Calling something a "proof" doesn't make it one.

Since as it appears you have caught me red handed, why not work to my weaknesses and prove me wrong as plain and simply as possible? Or do you need bells and whistles and smoke and mirrors to make your beliefs right?

Bell's theorem shows that your belief is WRONG. It's not showing that any particular alternative belief is right. What he showed was wrong was the belief that once the particles separate, it's predetermined what the result of every possible measurement will be. That cannot possibly be the case.

To see this, you really have to look at and understand the mathematics. Only the very simplest theories can proved right or wrong without using any math, and quantum mechanics is certainly way beyond that.

Ok, I tried to follow your math and I cant. So to just use two created entangled particles. When one is measured spin up, and the second is measured spin down. What is any experimental evidence that; When two entangled particles are created (before any measurement/observation) one of the entangled particles exists in a spin up state, and the second exists in a spin down state. What is the experimental evidence that says that physically is impossible?

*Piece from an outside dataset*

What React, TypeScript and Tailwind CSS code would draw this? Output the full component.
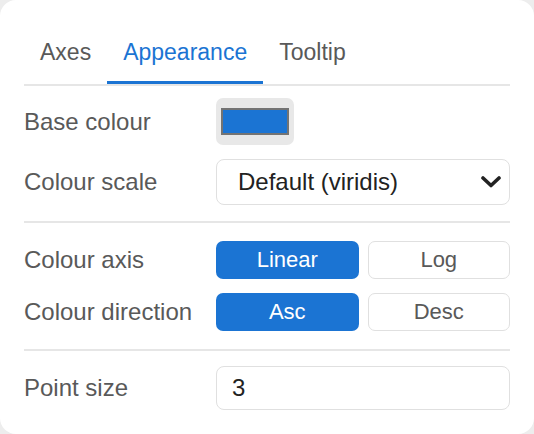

What you don't seem to understand about electron spin is that it's not absolutely spin-up or spin-down. It's measured to be spin-up or spin-down relative to a particular direction. For example, let's pick three different directions as follows: Let direction A be straight up. Let direction B be at a 120 degree angle from A. Let direction C be in the same plane as A and B, but 120 degrees away from each.

Alice and Bob both use the same three directions. Every time an entangled pair is produced, Alice randomly picks one of the three directions to measure the electron's spin, and Bob randomly picks one of the three directions to measure the positron's spin. What they find, through many many trials, is the following:

  1. No matter which direction Alice chooses, she gets spin-up half the time and spin-down half the time.
  2. Same for Bob.
  3. If Alice and Bob pick the same direction, they ALWAYS get the opposite result.
  4. If Alice and Bob pick different directions, then 1/8 of the time, Alice gets spin-up and Bob gets spin-down. 1/8 of the time, Alice gets spin-down and Bob gets spin-up. 3/8 of the time, they both get spin-up. 3/8 of the time, they both get spin-down.

So it's not as simple as "Alice and Bob always get the opposite result". That's what happens when they both choose the same direction, but that's not what happens when they choose different directions. So your idea that it's predetermined that Alice will always get the opposite of Bob is wrong. It's more complicated than that.

A more sophisticated model is this: Every correlated pair has an associated label. One of 8 possible labels:

  1. [itex]ABC[/itex]
  2. [itex]AB\bar{C}[/itex]
  3. [itex]A\bar{B}C[/itex]
  4. [itex]A\bar{B}\bar{C}[/itex]
  5. [itex]\bar{A}BC[/itex]
  6. [itex]\bar{A}B\bar{C}[/itex]
  7. [itex]\bar{A}\bar{B}C[/itex]
  8. [itex]\bar{A}\bar{B}\bar{C}[/itex]

[itex]A[/itex] in the label means that Alice will measure spin-up in that direction, and Bob will measure spin-down. [itex]\bar{A}[/itex] in the label means that Alice will measure spin-down in that direction, and Bob will measure spin-up. Similarly for [itex]B, \bar{B}, C \bar{C}[/itex].

So your idea that the outcomes are fixed ahead of time can be generalized by these labels: The outcome is fixed for every choice of measurement direction, (although different directions can have different results).

So to complete this hidden variable model, you need 8 numbers:
[itex]P(ABC), P(AB\bar{C}), ...[/itex] giving the probabilities of each of the 8 labels.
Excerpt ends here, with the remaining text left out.